Foreign investors have led the rally again as the view gains ground that Japans economy is finally coming out of a protracted slump. There have been many false dawns before, which have made for the eight bear market rallies in the past 15 years. If the current rally turns out to be merely another headfake in that series the budding enthusiasm among investors will be terribly dampened. However, several analysts believe the Japanese economy is at last on terra firma after years of much-needed restructuring.
Following the boom of the 80s, the Japanese economy was weighed down by excessive debt and overcapacity in many industries. Those structural problems were exacerbated by policy mistakes, inaction on the part of politicians and a long period of denial by corporate Japan. Although the bubble of the 1980s started to deflate in 1990, Japanese companies kept accumulating debt until 1997, the labour force grew to a new high of 66 million that year and real wages continued rising at levels far higher than optimal. Sharply slowing growth combined with higher debt and wage bills was disastrous for Japanese companies, which were once the engine of economic growth. Policymakers made the mess worse by either coming out with inefficient spending packages for pet projects to apparently stimulate the economy, or dithering on any major reform steps to revive the economy. But the thinking is that all the stars are now aligned the right way.
Japanese companies are generating record cash flows, property prices are turning around and, whats probably the most crucial factor, theres a strong political leadership guiding the country.
In fact, Prime Minister Junichirio Koizumis electoral success last month has been the catalyst for the latest wave of optimism. Koizumi took a bold gamble in calling for early elections, making the privatisation of Japans gargantuan postal system a centrepiece of his electoral campaign. His landslide victory is seen as a strong mandate for a smaller government and fiscal change. The privatisation of Japans post office the worlds biggest financial institution with over $3.2 trillion of savings deposits and insurance policies will further change the countrys economic structure toward a less capital-destroying and more free-market oriented system.

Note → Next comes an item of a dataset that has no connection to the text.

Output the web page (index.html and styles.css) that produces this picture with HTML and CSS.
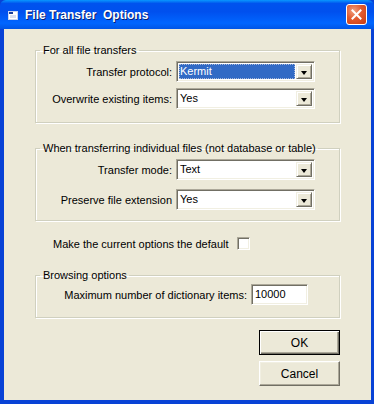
FILE: index.html
```html
<!DOCTYPE html>
<html lang="en">
<head>
    <meta charset="UTF-8">
    <title>File Transfer Options</title>
    <link rel="stylesheet" href="styles.css">
</head>
<body>
    <div class="window">
        <div class="titlebar">
            <svg class="app-icon" width="10" height="9" viewBox="0 0 10 9">
                <rect x="0.5" y="0.5" width="9" height="8" fill="#ffffff" stroke="#c8d4f0"/>
                <rect x="1" y="1" width="4" height="2" fill="#1a3e9a"/>
                <rect x="2" y="4" width="6" height="3" fill="#d8dff0"/>
            </svg>
            <span class="title">File Transfer&nbsp; Options</span>
            <div class="close-btn">
                <svg width="11" height="11" viewBox="0 0 11 11">
                    <path d="M1.5 1.5 L9.5 9.5 M9.5 1.5 L1.5 9.5" stroke="#ffffff" stroke-width="2" stroke-linecap="square"/>
                </svg>
            </div>
        </div>

        <div class="client">
            <fieldset class="group group-one">
                <legend>For all file transfers</legend>
                <div class="row">
                    <label>Transfer protocol:</label>
                    <div class="combo">
                        <span class="value selected">Kermit</span>
                        <span class="drop"></span>
                    </div>
                </div>
                <div class="row">
                    <label>Overwrite existing items:</label>
                    <div class="combo">
                        <span class="value">Yes</span>
                        <span class="drop"></span>
                    </div>
                </div>
            </fieldset>

            <fieldset class="group group-two">
                <legend>When transferring individual files (not database or table)</legend>
                <div class="row">
                    <label>Transfer mode:</label>
                    <div class="combo">
                        <span class="value">Text</span>
                        <span class="drop"></span>
                    </div>
                </div>
                <div class="row">
                    <label>Preserve file extension</label>
                    <div class="combo">
                        <span class="value">Yes</span>
                        <span class="drop"></span>
                    </div>
                </div>
            </fieldset>

            <div class="check-row">
                <span>Make the current options the default</span>
                <span class="checkbox"></span>
            </div>

            <fieldset class="group group-three">
                <legend>Browsing options</legend>
                <div class="row">
                    <label>Maximum number of dictionary items:</label>
                    <div class="textbox">10000</div>
                </div>
            </fieldset>

            <div class="buttons">
                <button type="button" class="btn default">OK</button>
                <button type="button" class="btn">Cancel</button>
            </div>
        </div>
    </div>
</body>
</html>
```

FILE: styles.css
```css
body {
    margin: 0;
    font-family: "Liberation Sans", Arial, sans-serif;
    font-size: 11px;
    color: #000;
    background: #ece9d8;
}

.window {
    width: 374px;
    height: 404px;
    box-sizing: border-box;
    background: #0842d6;
    padding: 0 3px 4px 4px;
    display: flex;
    flex-direction: column;
}

/* title bar */
.titlebar {
    height: 29px;
    flex-shrink: 0;
    margin: 0 -3px 0 -4px;
    display: flex;
    align-items: center;
    padding-left: 8px;
    background: linear-gradient(to bottom, #0997ff 0%, #0053ee 12%, #0050ee 40%, #0066ff 80%, #0055e5 100%);
    border-radius: 6px 6px 0 0;
}

.app-icon {
    margin-top: 1px;
}

.title {
    margin-left: 7px;
    color: #fff;
    font-weight: bold;
    font-size: 12px;
    text-shadow: 1px 1px #0a1e6e;
    flex: 1;
}

.close-btn {
    width: 19px;
    height: 19px;
    margin-right: 7px;
    border: 1px solid #fff;
    border-radius: 3px;
    background: radial-gradient(circle at 35% 30%, #f0a080 0%, #e25a2f 45%, #c63c12 100%);
    display: flex;
    align-items: center;
    justify-content: center;
}

/* client area */
.client {
    flex: 1;
    background: #ece9d8;
    padding: 14px 0 0 31px;
}

.group {
    margin: 0;
    width: 305px;
    min-width: 0;
    box-sizing: border-box;
    border: 1px solid #d0d0bf;
    box-shadow: inset 1px 1px #fff, 1px 1px #fff;
    padding: 4px 24px 0 0;
}

.group legend {
    margin-left: 4px;
    padding: 0 2px 0 3px;
    line-height: 14px;
    white-space: nowrap;
}

.group-one {
    padding-bottom: 13px;
}

.group-two {
    margin-top: 18px;
    padding-bottom: 10px;
}

.group-three {
    margin-top: 18px;
    padding-top: 2px;
    padding-right: 31px;
    padding-bottom: 12px;
}

.row {
    display: flex;
    justify-content: flex-end;
    align-items: center;
    gap: 4px;
}

.row + .row {
    margin-top: 6px;
}

.group-two .row + .row {
    margin-top: 9px;
}

.combo {
    width: 139px;
    height: 21px;
    box-sizing: border-box;
    display: flex;
    align-items: stretch;
    background: #fff;
    border: 1px solid;
    border-color: #aca899 #fff #fff #aca899;
    box-shadow: inset 1px 1px #716f64, inset -1px -1px #f1efe2;
    padding: 2px;
}

.value {
    flex: 1;
    padding-left: 1px;
    line-height: 15px;
}

.value.selected {
    background: #316ac5;
    color: #fff;
    outline: 1px dotted #a8b8d8;
    outline-offset: -1px;
    margin-right: 1px;
}

.drop {
    width: 16px;
    box-sizing: border-box;
    background: #ece9d8;
    border: 1px solid;
    border-color: #f1efe2 #716f64 #716f64 #f1efe2;
    box-shadow: inset 1px 1px #fff, inset -1px -1px #aca899;
    position: relative;
}

.drop::after {
    content: "";
    position: absolute;
    left: 4px;
    top: 6px;
    border-left: 3.5px solid transparent;
    border-right: 3.5px solid transparent;
    border-top: 4px solid #000;
}

.check-row {
    display: flex;
    align-items: center;
    gap: 8px;
    margin: 16px 0 0 18px;
}

.checkbox {
    width: 13px;
    height: 13px;
    box-sizing: border-box;
    background: #fff;
    border: 1px solid;
    border-color: #aca899 #fff #fff #aca899;
    box-shadow: inset 1px 1px #716f64, inset -1px -1px #f1efe2;
}

.textbox {
    width: 57px;
    height: 21px;
    box-sizing: border-box;
    background: #fff;
    border: 1px solid;
    border-color: #aca899 #fff #fff #aca899;
    box-shadow: inset 1px 1px #716f64, inset -1px -1px #f1efe2;
    padding: 2px 3px;
    line-height: 15px;
}

.buttons {
    display: flex;
    flex-direction: column;
    align-items: flex-start;
    gap: 6px;
    margin: 12px 0 0 224px;
}

.btn {
    width: 81px;
    height: 25px;
    box-sizing: border-box;
    font-family: "Liberation Sans", Arial, sans-serif;
    font-size: 12px;
    color: #000;
    background: #ece9d8;
    border: 1px solid;
    border-color: #fff #716f64 #716f64 #fff;
    box-shadow: inset -1px -1px #aca899, inset 1px 1px #f1efe2;
    padding: 0;
}

.btn.default {
    border: 1px solid #000;
    box-shadow: inset 1px 1px #fff, inset -1px -1px #716f64, inset -2px -2px #aca899;
}
```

Japanese companies have already been moving in that direction: becoming leaner by cannibalising excess capacity and cutting debt. The banking system, too, is in better shape after writing off bad loans.
Sclerosis in the banking sector was one of the main contributors to deflationary impulses in the Japanese economy. Now, there are signs that the transmission mechanisms in the monetary economy are getting back into gear, leading to a gradual change in deflationary expectations. Consumer price indices, which have been falling since the late 90s, are expected to move into positive territory by the end of the year.
FOR Japan to truly have a reflation cycle though, its important for the 15-year secular process of land price deflation to reverse. Over the past year, pockets of Tokyo have witnessed the first increase in residential prices since 1989. While prices are still falling in most other parts of the country, the rate of decline is slowing and showing signs of bottoming out.
All these factors have contributed to a relatively strong Japanese economy in 2005. GDP growth came in at 5.8% and 3.3% respectively in the first two quarters, accompanied by healthy employment and wage growth. The economy is expected to expand around 2.5% over the coming year, which is quite impressive for a country experiencing little growth in its labour force growth due to an ageing population problem.
A sustained revival in Japans economic fortunes will add more muscle to an already strong global economy and be particularly positive for Asia. After China, Japan is the second most important driver of exports for the region.
A Japanese comeback would leave euroland as the only weak link in the global economic recovery chain. Growth in the euro area remains stuck in the 1%-1.5% region and, unlike Japan, prospects for reform dont look encouraging. The recent election result in Germany showed that Europe is far from willing to embrace path-breaking free-market policies.
The main risk with the Japan story is that structural problems ranging from adverse demographics to a still high level of indebtedness prevent the economy from gaining traction. Furthermore, pressure to fix the high budget deficit could lead to a policy mistake akin to the infamous consumption tax increase in 1997 that stalled a nascent economic recovery. Japan has to let the fiscal and monetary policy stance remain supportive for growth.
If the Japanese economy does indeed move into a zone of sustainable recovery, foreign investors will, for a change, be vindicated in their often ebullient view of the country. Otherwise, the tale of past eight bear market rallies will once again repeat itself: overseas investors get excited by some data wiggles that turn out to be head-fakes, but better-informed domestic institutions see through the data mirage and sell into the spikes. While the foreign investor community is now again leading the charge, at least this time domestic investors are showing some albeit still modest faith in the uptrend. May be it will be ninth-time lucky for the Japanese equity market and investors can finally say sayonara to one of the longest bear markets in investment history.